Collected data

········

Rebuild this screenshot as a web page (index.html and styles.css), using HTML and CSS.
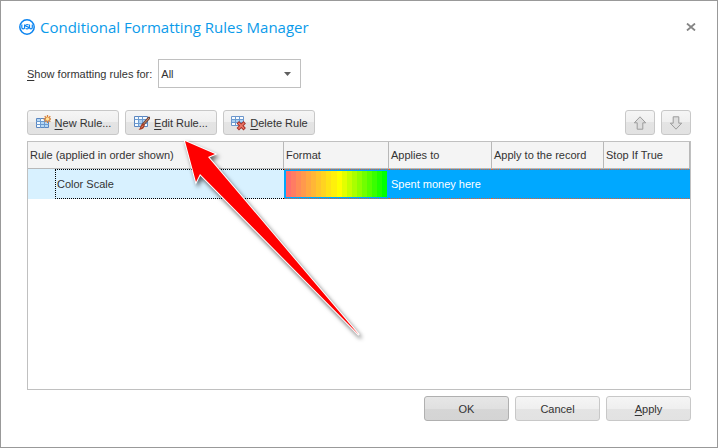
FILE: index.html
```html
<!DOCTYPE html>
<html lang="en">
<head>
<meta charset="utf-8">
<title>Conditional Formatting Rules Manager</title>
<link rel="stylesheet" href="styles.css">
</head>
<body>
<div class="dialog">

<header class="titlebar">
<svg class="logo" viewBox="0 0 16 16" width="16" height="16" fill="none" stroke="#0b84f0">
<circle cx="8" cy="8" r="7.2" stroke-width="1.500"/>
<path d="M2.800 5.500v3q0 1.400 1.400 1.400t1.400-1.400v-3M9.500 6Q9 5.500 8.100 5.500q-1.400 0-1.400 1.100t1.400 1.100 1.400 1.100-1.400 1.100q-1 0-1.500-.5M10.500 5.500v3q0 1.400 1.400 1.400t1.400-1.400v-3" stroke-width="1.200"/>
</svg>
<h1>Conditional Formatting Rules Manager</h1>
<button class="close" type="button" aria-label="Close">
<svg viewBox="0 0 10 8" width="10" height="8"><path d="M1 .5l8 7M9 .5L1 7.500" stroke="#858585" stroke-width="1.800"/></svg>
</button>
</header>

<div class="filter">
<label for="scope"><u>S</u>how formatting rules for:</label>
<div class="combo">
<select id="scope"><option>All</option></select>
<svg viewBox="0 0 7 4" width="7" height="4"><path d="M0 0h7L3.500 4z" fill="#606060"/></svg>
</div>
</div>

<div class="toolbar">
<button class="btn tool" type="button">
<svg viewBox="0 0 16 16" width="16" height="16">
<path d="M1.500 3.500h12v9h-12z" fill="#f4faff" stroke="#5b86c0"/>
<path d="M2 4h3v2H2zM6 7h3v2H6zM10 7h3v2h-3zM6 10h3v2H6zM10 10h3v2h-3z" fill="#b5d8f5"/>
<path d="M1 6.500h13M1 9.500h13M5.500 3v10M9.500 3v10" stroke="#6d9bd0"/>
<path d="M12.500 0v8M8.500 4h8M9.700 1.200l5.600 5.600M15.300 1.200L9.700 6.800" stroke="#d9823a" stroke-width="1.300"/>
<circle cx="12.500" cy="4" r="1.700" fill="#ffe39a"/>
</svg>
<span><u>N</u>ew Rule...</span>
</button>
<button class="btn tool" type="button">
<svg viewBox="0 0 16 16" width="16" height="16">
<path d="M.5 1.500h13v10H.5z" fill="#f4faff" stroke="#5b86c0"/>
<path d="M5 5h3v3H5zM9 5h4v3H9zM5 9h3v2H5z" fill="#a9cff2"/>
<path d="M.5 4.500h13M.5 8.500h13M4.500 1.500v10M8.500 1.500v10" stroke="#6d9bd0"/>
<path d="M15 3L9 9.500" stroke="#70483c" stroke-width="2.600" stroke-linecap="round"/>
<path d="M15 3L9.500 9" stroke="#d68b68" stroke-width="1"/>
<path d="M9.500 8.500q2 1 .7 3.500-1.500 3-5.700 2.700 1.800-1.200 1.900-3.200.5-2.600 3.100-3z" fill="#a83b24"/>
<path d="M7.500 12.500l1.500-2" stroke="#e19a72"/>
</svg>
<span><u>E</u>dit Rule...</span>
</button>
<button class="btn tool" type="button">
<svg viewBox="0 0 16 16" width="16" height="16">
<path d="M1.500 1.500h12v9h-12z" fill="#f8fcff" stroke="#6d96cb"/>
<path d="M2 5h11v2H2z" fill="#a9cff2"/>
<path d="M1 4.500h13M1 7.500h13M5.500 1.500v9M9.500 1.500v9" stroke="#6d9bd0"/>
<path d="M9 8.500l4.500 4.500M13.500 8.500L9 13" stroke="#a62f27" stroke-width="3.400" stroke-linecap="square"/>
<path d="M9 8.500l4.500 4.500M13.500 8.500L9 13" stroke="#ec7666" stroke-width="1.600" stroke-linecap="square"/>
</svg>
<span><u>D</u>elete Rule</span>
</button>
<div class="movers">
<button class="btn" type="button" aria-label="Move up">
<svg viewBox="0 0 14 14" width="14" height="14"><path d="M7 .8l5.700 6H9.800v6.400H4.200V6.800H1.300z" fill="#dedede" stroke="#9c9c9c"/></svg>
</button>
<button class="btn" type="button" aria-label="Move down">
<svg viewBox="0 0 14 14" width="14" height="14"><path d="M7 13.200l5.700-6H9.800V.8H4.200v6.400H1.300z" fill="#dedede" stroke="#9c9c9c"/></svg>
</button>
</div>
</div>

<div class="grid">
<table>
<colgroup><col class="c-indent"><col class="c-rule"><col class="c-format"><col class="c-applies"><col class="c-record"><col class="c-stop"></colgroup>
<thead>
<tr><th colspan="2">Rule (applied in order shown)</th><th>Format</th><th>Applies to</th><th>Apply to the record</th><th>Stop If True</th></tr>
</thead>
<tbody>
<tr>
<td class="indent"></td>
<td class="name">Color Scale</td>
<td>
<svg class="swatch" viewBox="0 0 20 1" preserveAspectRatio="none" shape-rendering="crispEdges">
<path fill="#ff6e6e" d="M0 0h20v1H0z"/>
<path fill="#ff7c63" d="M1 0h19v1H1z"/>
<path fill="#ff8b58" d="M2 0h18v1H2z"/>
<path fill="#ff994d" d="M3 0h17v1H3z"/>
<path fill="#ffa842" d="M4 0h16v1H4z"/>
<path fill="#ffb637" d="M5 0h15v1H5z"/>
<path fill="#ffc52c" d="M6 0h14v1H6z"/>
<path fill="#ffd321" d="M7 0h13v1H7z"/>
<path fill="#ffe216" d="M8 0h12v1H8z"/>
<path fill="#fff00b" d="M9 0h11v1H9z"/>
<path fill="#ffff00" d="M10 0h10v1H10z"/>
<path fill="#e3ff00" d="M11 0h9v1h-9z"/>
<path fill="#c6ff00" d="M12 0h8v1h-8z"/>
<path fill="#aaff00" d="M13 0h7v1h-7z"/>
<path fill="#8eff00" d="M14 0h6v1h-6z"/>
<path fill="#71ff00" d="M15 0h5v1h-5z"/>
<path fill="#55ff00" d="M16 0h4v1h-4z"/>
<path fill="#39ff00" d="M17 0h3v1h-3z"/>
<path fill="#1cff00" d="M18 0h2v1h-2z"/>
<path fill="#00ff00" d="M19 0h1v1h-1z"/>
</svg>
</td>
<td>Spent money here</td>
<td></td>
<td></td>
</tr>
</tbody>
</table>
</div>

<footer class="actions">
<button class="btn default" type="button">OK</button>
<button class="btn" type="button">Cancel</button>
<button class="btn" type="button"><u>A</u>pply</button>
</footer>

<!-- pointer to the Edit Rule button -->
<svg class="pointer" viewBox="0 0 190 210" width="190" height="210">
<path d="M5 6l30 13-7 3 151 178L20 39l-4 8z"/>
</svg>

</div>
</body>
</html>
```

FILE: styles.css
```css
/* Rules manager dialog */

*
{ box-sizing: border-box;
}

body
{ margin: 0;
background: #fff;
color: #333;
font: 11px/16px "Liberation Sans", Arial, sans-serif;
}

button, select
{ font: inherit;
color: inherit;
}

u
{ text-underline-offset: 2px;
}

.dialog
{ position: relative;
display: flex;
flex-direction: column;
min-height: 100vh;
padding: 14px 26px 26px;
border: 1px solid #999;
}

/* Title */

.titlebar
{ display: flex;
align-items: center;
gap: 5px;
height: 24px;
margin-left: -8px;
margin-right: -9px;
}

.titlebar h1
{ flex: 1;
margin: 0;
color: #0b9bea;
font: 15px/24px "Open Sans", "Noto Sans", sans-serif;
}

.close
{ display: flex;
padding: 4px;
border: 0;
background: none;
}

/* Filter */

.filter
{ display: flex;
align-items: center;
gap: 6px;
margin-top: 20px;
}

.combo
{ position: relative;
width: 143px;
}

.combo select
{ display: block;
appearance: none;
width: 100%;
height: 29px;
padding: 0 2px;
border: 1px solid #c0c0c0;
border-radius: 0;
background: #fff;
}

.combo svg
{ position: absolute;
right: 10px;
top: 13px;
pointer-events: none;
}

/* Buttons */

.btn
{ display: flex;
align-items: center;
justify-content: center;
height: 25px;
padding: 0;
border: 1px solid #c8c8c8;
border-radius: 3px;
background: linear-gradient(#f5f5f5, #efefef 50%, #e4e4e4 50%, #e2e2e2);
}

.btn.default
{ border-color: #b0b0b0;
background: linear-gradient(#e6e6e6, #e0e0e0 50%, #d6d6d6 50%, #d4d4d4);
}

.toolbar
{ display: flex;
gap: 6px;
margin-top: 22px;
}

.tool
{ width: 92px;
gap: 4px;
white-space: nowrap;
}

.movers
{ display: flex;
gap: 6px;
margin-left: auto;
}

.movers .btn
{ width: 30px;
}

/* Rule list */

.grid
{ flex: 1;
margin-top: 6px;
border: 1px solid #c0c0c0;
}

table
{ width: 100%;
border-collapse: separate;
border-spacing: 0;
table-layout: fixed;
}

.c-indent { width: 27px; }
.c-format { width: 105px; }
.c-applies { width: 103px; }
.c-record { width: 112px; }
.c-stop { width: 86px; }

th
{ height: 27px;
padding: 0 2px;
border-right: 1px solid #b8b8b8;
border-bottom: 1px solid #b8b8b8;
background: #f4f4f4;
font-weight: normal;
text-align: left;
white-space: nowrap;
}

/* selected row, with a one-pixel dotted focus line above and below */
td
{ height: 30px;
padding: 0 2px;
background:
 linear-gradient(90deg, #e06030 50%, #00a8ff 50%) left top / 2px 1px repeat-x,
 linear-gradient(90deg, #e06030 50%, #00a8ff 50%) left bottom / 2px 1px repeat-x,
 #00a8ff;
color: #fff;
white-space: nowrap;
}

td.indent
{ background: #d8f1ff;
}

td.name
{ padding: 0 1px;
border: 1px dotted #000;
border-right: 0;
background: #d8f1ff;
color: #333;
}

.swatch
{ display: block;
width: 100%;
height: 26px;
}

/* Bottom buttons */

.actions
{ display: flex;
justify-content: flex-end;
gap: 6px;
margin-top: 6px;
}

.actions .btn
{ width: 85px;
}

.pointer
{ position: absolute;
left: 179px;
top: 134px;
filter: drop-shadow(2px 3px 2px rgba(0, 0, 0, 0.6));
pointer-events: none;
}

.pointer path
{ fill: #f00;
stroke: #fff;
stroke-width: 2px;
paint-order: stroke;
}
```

········

Task instructions
Copy each line of the preceding data that contains the string "styles".

The result
Rebuild this screenshot as a web page (index.html and styles.css), using HTML and CSS.
<link rel="stylesheet" href="styles.css">
FILE: styles.css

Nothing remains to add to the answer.